» **Set task**
Return the data exactly, with all pictures removed.

» **Provided material**

===

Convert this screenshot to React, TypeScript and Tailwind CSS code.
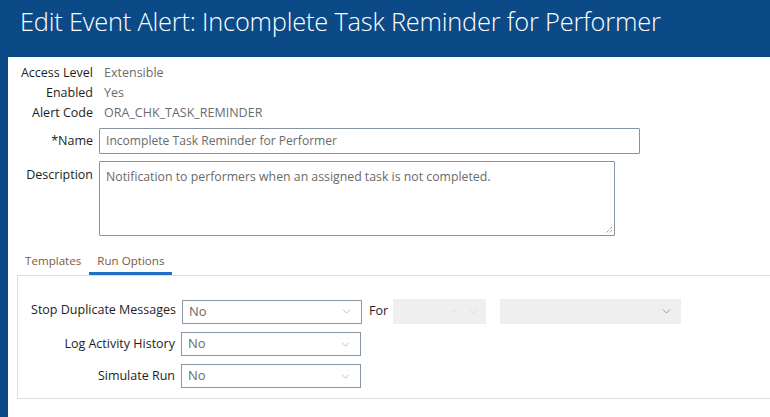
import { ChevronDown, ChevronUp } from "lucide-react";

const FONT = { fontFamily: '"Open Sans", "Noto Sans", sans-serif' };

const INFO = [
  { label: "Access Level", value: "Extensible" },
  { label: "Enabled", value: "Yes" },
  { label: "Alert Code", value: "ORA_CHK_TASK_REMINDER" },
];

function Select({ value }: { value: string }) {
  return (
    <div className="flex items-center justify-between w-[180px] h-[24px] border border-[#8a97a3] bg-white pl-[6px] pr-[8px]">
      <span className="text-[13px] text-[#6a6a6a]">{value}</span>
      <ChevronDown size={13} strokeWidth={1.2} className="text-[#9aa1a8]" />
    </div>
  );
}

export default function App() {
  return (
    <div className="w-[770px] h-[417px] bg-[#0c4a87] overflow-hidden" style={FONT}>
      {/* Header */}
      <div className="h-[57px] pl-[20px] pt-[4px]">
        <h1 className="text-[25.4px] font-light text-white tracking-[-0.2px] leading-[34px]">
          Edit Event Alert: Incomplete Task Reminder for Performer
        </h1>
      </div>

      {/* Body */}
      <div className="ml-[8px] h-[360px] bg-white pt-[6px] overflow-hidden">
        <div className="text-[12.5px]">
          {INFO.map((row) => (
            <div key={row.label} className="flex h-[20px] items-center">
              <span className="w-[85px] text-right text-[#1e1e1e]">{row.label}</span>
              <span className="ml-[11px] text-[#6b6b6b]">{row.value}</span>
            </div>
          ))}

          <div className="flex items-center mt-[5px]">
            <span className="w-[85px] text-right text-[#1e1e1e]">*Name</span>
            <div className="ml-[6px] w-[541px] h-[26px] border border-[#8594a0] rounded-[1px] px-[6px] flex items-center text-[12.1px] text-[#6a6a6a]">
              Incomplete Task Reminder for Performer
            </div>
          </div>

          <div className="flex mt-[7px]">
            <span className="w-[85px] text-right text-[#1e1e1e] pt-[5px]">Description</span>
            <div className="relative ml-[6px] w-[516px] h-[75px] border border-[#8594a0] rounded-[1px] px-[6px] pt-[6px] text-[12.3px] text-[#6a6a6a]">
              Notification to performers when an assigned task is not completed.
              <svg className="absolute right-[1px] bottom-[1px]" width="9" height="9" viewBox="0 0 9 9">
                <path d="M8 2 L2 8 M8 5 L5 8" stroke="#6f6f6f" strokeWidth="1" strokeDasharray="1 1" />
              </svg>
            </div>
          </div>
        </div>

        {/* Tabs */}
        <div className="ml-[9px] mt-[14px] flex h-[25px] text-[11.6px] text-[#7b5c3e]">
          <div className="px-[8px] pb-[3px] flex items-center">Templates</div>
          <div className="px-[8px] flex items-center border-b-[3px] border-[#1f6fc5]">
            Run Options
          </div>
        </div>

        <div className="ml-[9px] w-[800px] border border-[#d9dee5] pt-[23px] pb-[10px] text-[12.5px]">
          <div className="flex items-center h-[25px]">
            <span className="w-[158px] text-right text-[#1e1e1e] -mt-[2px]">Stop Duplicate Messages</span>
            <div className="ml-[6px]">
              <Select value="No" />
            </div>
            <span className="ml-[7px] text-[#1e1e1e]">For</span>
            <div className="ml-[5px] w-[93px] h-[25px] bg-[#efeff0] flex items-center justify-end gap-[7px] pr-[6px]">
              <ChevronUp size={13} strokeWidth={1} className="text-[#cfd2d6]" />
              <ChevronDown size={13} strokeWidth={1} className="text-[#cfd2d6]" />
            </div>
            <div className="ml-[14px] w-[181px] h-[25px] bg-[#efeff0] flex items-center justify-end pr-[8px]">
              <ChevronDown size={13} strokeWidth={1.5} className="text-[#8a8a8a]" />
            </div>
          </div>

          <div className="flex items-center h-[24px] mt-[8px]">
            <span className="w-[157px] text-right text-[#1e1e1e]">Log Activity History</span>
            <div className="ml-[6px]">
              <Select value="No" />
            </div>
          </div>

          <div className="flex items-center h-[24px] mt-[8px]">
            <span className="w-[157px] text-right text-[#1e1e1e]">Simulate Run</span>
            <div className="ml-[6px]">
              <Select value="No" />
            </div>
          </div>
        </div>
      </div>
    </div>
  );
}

===

» **Task solution**
Convert this screenshot to React, TypeScript and Tailwind CSS code.
import { ChevronDown, ChevronUp } from "lucide-react";

const FONT = { fontFamily: '"Open Sans", "Noto Sans", sans-serif' };

const INFO = [
  { label: "Access Level", value: "Extensible" },
  { label: "Enabled", value: "Yes" },
  { label: "Alert Code", value: "ORA_CHK_TASK_REMINDER" },
];

function Select({ value }: { value: string }) {
  return (
    <div className="flex items-center justify-between w-[180px] h-[24px] border border-[#8a97a3] bg-white pl-[6px] pr-[8px]">
      <span className="text-[13px] text-[#6a6a6a]">{value}</span>
      <ChevronDown size={13} strokeWidth={1.2} className="text-[#9aa1a8]" />
    </div>
  );
}

export default function App() {
  return (
    <div className="w-[770px] h-[417px] bg-[#0c4a87] overflow-hidden" style={FONT}>
      {/* Header */}
      <div className="h-[57px] pl-[20px] pt-[4px]">
        <h1 className="text-[25.4px] font-light text-white tracking-[-0.2px] leading-[34px]">
          Edit Event Alert: Incomplete Task Reminder for Performer
        </h1>
      </div>

      {/* Body */}
      <div className="ml-[8px] h-[360px] bg-white pt-[6px] overflow-hidden">
        <div className="text-[12.5px]">
          {INFO.map((row) => (
            <div key={row.label} className="flex h-[20px] items-center">
              <span className="w-[85px] text-right text-[#1e1e1e]">{row.label}</span>
              <span className="ml-[11px] text-[#6b6b6b]">{row.value}</span>
            </div>
          ))}

          <div className="flex items-center mt-[5px]">
            <span className="w-[85px] text-right text-[#1e1e1e]">*Name</span>
            <div className="ml-[6px] w-[541px] h-[26px] border border-[#8594a0] rounded-[1px] px-[6px] flex items-center text-[12.1px] text-[#6a6a6a]">
              Incomplete Task Reminder for Performer
            </div>
          </div>

          <div className="flex mt-[7px]">
            <span className="w-[85px] text-right text-[#1e1e1e] pt-[5px]">Description</span>
            <div className="relative ml-[6px] w-[516px] h-[75px] border border-[#8594a0] rounded-[1px] px-[6px] pt-[6px] text-[12.3px] text-[#6a6a6a]">
              Notification to performers when an assigned task is not completed.
              <svg className="absolute right-[1px] bottom-[1px]" width="9" height="9" viewBox="0 0 9 9">
                <path d="M8 2 L2 8 M8 5 L5 8" stroke="#6f6f6f" strokeWidth="1" strokeDasharray="1 1" />
              </svg>
            </div>
          </div>
        </div>

        {/* Tabs */}
        <div className="ml-[9px] mt-[14px] flex h-[25px] text-[11.6px] text-[#7b5c3e]">
          <div className="px-[8px] pb-[3px] flex items-center">Templates</div>
          <div className="px-[8px] flex items-center border-b-[3px] border-[#1f6fc5]">
            Run Options
          </div>
        </div>

        <div className="ml-[9px] w-[800px] border border-[#d9dee5] pt-[23px] pb-[10px] text-[12.5px]">
          <div className="flex items-center h-[25px]">
            <span className="w-[158px] text-right text-[#1e1e1e] -mt-[2px]">Stop Duplicate Messages</span>
            <div className="ml-[6px]">
              <Select value="No" />
            </div>
            <span className="ml-[7px] text-[#1e1e1e]">For</span>
            <div className="ml-[5px] w-[93px] h-[25px] bg-[#efeff0] flex items-center justify-end gap-[7px] pr-[6px]">
              <ChevronUp size={13} strokeWidth={1} className="text-[#cfd2d6]" />
              <ChevronDown size={13} strokeWidth={1} className="text-[#cfd2d6]" />
            </div>
            <div className="ml-[14px] w-[181px] h-[25px] bg-[#efeff0] flex items-center justify-end pr-[8px]">
              <ChevronDown size={13} strokeWidth={1.5} className="text-[#8a8a8a]" />
            </div>
          </div>

          <div className="flex items-center h-[24px] mt-[8px]">
            <span className="w-[157px] text-right text-[#1e1e1e]">Log Activity History</span>
            <div className="ml-[6px]">
              <Select value="No" />
            </div>
          </div>

          <div className="flex items-center h-[24px] mt-[8px]">
            <span className="w-[157px] text-right text-[#1e1e1e]">Simulate Run</span>
            <div className="ml-[6px]">
              <Select value="No" />
            </div>
          </div>
        </div>
      </div>
    </div>
  );
}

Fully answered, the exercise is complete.